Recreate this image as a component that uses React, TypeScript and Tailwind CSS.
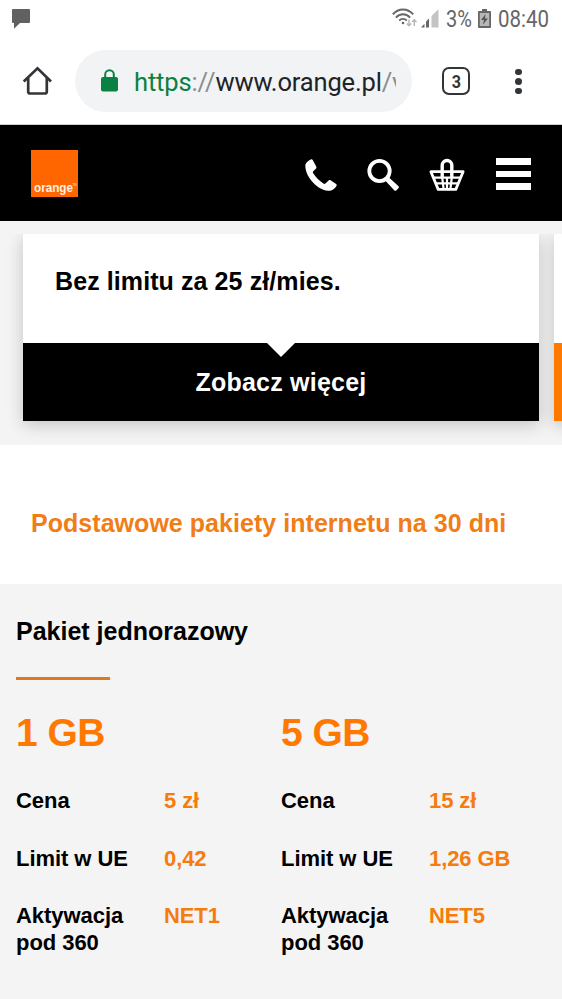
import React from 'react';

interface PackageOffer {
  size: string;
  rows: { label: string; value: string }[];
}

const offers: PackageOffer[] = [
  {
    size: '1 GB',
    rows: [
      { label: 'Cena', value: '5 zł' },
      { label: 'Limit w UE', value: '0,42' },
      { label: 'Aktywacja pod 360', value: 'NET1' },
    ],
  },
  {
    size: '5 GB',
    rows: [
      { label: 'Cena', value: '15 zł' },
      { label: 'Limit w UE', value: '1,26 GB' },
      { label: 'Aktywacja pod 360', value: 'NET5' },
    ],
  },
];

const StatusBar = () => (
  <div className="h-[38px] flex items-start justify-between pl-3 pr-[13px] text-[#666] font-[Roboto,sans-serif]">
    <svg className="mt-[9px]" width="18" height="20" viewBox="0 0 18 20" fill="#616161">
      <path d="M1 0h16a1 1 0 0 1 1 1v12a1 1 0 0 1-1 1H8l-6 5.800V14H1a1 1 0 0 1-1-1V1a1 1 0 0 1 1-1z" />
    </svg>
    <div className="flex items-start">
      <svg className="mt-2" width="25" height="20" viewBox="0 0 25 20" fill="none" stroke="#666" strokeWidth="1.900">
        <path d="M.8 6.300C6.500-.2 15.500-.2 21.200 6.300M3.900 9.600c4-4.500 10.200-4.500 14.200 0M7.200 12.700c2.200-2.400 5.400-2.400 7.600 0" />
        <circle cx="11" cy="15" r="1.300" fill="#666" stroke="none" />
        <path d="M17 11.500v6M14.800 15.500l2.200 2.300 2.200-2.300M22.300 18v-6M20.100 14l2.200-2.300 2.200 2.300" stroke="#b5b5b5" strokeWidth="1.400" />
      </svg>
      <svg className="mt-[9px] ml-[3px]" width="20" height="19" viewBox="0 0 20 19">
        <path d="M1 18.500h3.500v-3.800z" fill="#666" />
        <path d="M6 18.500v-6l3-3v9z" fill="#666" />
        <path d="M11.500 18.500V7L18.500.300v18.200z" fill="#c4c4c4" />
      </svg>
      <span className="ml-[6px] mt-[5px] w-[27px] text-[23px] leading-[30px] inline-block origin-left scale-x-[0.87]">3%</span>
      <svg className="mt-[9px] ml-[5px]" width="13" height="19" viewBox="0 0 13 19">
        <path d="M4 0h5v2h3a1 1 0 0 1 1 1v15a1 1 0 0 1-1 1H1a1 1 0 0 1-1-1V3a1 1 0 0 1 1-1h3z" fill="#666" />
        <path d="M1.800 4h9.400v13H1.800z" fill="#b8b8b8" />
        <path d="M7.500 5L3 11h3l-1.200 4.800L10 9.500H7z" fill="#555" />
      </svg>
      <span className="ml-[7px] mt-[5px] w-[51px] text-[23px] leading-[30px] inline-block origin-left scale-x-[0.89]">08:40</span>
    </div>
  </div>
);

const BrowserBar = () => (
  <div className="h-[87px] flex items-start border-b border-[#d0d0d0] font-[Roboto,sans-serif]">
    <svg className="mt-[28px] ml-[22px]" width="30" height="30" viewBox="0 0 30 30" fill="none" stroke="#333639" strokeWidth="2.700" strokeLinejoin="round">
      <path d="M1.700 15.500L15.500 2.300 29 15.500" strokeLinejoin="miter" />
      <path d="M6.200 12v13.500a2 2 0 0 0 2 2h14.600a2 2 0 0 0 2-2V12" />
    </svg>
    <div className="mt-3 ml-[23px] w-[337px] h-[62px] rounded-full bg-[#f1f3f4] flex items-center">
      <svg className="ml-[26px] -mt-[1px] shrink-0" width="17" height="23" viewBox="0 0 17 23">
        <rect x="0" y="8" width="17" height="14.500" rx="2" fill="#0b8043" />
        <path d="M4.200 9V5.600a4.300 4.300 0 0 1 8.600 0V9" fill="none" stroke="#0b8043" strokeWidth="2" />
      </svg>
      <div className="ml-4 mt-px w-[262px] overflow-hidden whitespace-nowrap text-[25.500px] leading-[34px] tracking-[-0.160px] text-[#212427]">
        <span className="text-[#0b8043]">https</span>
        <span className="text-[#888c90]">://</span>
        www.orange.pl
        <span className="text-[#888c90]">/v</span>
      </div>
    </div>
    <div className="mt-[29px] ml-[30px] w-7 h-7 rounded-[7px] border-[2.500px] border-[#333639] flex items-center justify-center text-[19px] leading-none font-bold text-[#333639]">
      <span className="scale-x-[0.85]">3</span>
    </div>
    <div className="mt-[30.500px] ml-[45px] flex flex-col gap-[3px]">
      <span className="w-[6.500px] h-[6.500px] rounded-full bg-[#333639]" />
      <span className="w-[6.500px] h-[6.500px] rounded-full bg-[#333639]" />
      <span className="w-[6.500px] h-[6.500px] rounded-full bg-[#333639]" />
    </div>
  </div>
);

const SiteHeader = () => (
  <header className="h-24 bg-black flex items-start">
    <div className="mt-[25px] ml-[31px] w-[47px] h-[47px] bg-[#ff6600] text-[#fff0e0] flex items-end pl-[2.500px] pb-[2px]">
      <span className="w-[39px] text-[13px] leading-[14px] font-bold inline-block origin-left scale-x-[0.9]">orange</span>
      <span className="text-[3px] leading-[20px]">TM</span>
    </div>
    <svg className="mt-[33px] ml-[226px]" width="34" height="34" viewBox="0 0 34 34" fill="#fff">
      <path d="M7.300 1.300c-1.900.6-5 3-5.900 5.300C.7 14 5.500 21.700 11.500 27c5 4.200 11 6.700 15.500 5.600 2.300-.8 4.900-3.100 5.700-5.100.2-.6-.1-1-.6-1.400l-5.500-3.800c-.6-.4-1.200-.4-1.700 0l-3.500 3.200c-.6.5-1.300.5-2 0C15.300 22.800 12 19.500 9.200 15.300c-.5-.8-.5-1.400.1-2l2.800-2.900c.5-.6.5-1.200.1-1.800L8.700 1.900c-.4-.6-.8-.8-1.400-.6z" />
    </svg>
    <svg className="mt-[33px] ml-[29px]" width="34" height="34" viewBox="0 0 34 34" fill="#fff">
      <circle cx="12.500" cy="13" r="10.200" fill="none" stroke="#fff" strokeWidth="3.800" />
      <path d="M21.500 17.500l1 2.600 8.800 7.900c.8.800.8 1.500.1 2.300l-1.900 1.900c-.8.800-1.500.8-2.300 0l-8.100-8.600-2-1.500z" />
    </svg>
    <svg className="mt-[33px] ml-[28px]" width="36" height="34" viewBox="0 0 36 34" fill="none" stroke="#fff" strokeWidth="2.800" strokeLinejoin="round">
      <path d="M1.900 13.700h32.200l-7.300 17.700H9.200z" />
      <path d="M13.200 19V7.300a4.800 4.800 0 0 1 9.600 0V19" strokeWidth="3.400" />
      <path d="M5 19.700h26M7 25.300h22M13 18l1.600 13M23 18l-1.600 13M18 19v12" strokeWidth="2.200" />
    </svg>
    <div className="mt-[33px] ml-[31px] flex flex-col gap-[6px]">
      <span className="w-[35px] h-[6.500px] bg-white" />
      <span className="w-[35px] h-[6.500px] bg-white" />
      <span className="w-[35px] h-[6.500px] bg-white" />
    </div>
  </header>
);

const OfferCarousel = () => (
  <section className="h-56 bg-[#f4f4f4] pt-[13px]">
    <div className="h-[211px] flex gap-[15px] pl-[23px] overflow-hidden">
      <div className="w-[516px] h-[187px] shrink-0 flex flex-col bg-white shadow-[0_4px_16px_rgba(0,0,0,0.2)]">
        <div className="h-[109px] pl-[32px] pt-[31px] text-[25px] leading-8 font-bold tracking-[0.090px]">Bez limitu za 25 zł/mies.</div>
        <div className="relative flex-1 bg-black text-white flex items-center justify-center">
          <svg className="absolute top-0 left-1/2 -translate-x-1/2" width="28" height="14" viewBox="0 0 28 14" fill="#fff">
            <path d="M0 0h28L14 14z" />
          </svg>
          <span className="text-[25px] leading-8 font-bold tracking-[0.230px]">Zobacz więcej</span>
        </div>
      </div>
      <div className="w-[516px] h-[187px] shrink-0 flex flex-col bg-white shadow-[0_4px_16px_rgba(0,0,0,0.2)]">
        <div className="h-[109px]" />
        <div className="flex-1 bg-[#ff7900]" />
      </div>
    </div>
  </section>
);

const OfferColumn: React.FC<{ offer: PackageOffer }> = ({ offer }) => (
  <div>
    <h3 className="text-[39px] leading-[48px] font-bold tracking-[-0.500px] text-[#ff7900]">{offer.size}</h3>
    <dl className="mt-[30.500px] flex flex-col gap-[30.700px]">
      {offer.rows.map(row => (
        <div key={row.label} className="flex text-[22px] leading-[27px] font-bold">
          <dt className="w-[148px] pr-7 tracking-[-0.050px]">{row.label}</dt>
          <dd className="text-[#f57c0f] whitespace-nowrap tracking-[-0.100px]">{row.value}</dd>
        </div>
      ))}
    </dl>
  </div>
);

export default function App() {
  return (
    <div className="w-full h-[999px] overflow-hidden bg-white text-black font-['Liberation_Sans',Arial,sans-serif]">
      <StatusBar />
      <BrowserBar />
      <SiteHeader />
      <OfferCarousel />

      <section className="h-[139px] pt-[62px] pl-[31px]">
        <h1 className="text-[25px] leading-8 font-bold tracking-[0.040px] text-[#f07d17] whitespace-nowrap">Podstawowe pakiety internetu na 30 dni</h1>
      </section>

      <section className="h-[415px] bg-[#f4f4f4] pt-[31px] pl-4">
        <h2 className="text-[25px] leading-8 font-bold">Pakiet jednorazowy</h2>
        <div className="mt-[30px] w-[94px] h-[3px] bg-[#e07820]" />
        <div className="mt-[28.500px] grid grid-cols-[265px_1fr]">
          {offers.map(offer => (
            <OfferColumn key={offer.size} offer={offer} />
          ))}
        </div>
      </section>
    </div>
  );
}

· · · · ·

**What you will do**
Look through the data above. Each line containing the word "React" needs to be copied.

**Reply**
Recreate this image as a component that uses React, TypeScript and Tailwind CSS.
import React from 'react';
const OfferColumn: React.FC<{ offer: PackageOffer }> = ({ offer }) => (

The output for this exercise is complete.